Cohérence de la révélation et actualisation

            L’existence d’une vocation dès le sein maternel se lit dans le Nouveau Testament pour Jean-Baptiste et le Christ (Lc 1). La tradition chrétienne le dira aussi pour la mère de Jésus, immaculée.

            Jérémie invitait au respect des institutions, le roi et le temple, et à leur vivification par chacun, avec responsabilité, avec volonté, et avec le cœur. Cet appel vaut encore aujourd’hui, et c’est en ce sens que l’on peut dire que l’Eglise doit être mariale en même temps qu’elle doit être une institution organisée.[2]         

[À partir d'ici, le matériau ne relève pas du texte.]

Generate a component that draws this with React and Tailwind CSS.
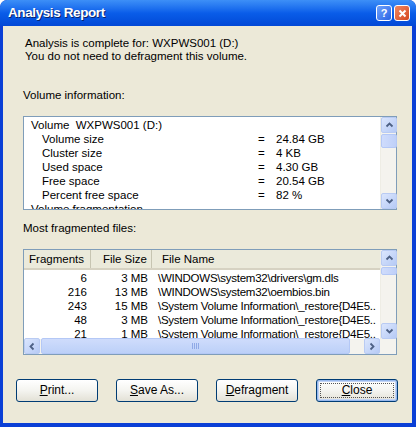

            Jérémie invitait à l’humilité. Cet appel résonne encore dans l’Evangile et dans le temps de l’Eglise.

            Jérémie osait dénoncer le péché malgré les persécutions que cela lui attirait. Jésus fera de même, et dans la foule, certains le compareront à Jérémie.

            A Jérémie, qui a connu tant d’échecs, et qui a vu tant de ruines, le Seigneur demande de se tourner vers lui de manière à devenir un rempart de bronze fortifié (Jr 15, 20). De même, la Vierge Marie, qui a elle aussi tout perdu au calvaire, est restée debout dans la foi. La liturgie l’appelle "rempart de la foi"[3].

            La vocation de Jérémie se résume dans ce paradoxe détruire et bâtir, arracher et planter. C’est encore vrai dans le christianisme. Un saint s’adresse à la mère de Jésus en disant :

« Je vous supplie […] de détruire et déraciner [en moi] et d’y anéantir tout ce qui déplait à Dieu, et d’y planter, d’y élever et d’y opérer tout ce qui vous plaira. Et que la lumière de votre foi dissipe les ténèbres de mon esprit; que votre humilité profonde prenne la place de mon orgueil »[4].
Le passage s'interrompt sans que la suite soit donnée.